Here you can post your opinions, ask questions and share experiences on the PATSTAT product line. Please always indicate the PATSTAT edition (e.g. 2015 Autumn Edition) and the database (e.g. PATSTAT Online, MySQL, MS SQL Server, ...) you are using.
Post Reply

Valentin
Posts: 3
Joined: Fri Jun 18, 2021 11:52 am

DOCDB Family fractional count by country of inventors

Post by Valentin » Fri Jun 18, 2021 12:25 pm

Hello everyone,

I would like some help and advices with a query aiming to execute a fractional count of DOCDB families from CPC Y02B by country of inventors (here France) on Patstat Online.

Here what I'm doing (kind of resourcefulness but it works fine) :

Code: Select all

SELECT DISTINCT T2.earliest_filing_year, SUM(T2.CASTFRACOUNT)
FROM
(SELECT T.earliest_filing_year, T.docdb_family_id, COUNT(T.REPLACED) AS COUNTALL, SUM(T.SIFR) AS COUNTFR, (CAST(SUM(T.SIFR) AS DECIMAL(3,1)) / CAST(COUNT(T.REPLACED) AS DECIMAL(3,1))) AS CASTFRACOUNT
    FROM
        (SELECT DISTINCT table1.earliest_filing_year, REPLACE(table4.person_ctry_code, '  ','NULL') AS REPLACED, table2.docdb_family_id,
        CASE 
        WHEN REPLACE(table4.person_ctry_code, '  ','NULL')='FR' THEN 1
        ELSE 0
        END SIFR
        FROM tls201_appln table1
        INNER JOIN tls225_docdb_fam_cpc table2 ON table1.docdb_family_id=table2.docdb_family_id
        INNER JOIN tls207_pers_appln table3 ON table1.appln_id=table3.appln_id
        INNER JOIN tls206_person table4 ON table4.person_id=table3.person_id
        AND table2.cpc_class_symbol LIKE 'Y02B%'
        AND table1.earliest_filing_year >=1970
        AND table1.earliest_filing_year<=2018
        AND ipr_type='PI'
        AND granted='Y'
        AND REPLACE(table4.person_ctry_code, '  ','NULL') LIKE '__'
        GROUP BY earliest_filing_year,REPLACE(table4.person_ctry_code, '  ','NULL'), table2.docdb_family_id) T 
GROUP BY T.earliest_filing_year, T.docdb_family_id) T2
GROUP BY T2.earliest_filing_year
ORDER BY T2.earliest_filing_year
1) I know something is approximative in the querry as I just delete the lines docdb_family_id with no results in person_ctry_code. Thereby, I miss some families that could be associates with a french inventor and I miss also an exact fractional count of families with a french among inventors and with an indeterminated inventors. Are these no results in person_ctry_code due to a lack of informations about the only, second, third or... inventors ? If so, how to remediate to this lack of information in my case ? I know the paper of (de Rassenfosse, 2012).

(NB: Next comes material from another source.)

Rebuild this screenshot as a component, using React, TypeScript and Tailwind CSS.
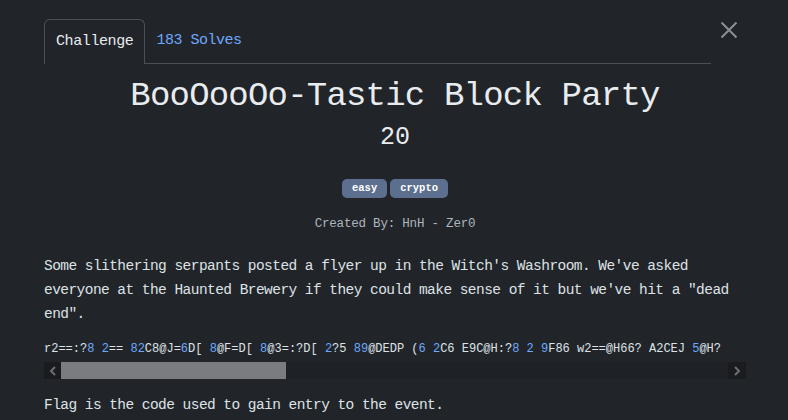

2) Is there any other mistakes that I could miss ? SQL always give you a result and we can easily don't see a mistake.

3) I know the earliest_filing_date is quite unconventional but I would like the date as near as possible from the date of invention.


Thanks a lot for your help,
Valentin


EPO / PATSTAT Support
Posts: 425
Joined: Thu Feb 22, 2007 5:33 pm
Contact:

Re: DOCDB Family fractional count by country of inventors

Post by EPO / PATSTAT Support » Mon Jun 21, 2021 1:03 pm

Hello Valentin,
looking at your query; it is a bit difficult to understand exactly what you would like to do with regards to the fractional counting. Can you explain in a couple of sentences, what you would like to do and how you expect the results to look like ?

If your methodology is to be used on patents having a French inventor in the 'Y02B%' area, it might be easier to simply extract that data set and work of-line.
That gives you more freedom to manipulate the data using whatever tools you prefer.
Using a query like below will give you about 10.000 patent applications with French inventors which is within the download limits for an extraction download.

Code: Select all

SELECT distinct  tls201_appln.appln_id
FROM   tls201_appln  join tls207_pers_appln on tls201_appln.appln_id = tls207_pers_appln.appln_id
join tls206_person on tls207_pers_appln.person_id = tls206_person.person_id
join tls224_appln_cpc on tls201_appln.appln_id = tls224_appln_cpc.appln_id
WHERE
invt_seq_nr > 0
and person_ctry_code = 'FR'
AND appln_filing_year > 1970
and cpc_class_symbol LIKE 'Y02B%'
PATSTAT Support Team
EPO - Vienna
patstat @ epo.org


Valentin
Posts: 3
Joined: Fri Jun 18, 2021 11:52 am

Re: DOCDB Family fractional count by country of inventors

Post by Valentin » Mon Jun 21, 2021 2:19 pm

Hello,

Thank you for your reply.

Sorry, I could have been more specific. For my thesis, I am working on the sources of innovation in the building sector to fight against climate change. My objective is to do some semantic analysis and topics modeling on patents in order to propose intrinsic technological classes. But first, I would like to do a descriptive analysis on the data and here I would like to study the cross-countries flow of knowledge. To do this, I focus on families rather than the applications themselves to avoid double counting inventions. Then, in order to obtain the origin of inventions, I focus on the countries of the inventors rather than on the application authorities (OECD, 2009). For these families with several inventors, I want to perform a fractional count (normalize 1 FR and 2 US = 1/3 FR and 2/3 US) to obtain an exact count by country.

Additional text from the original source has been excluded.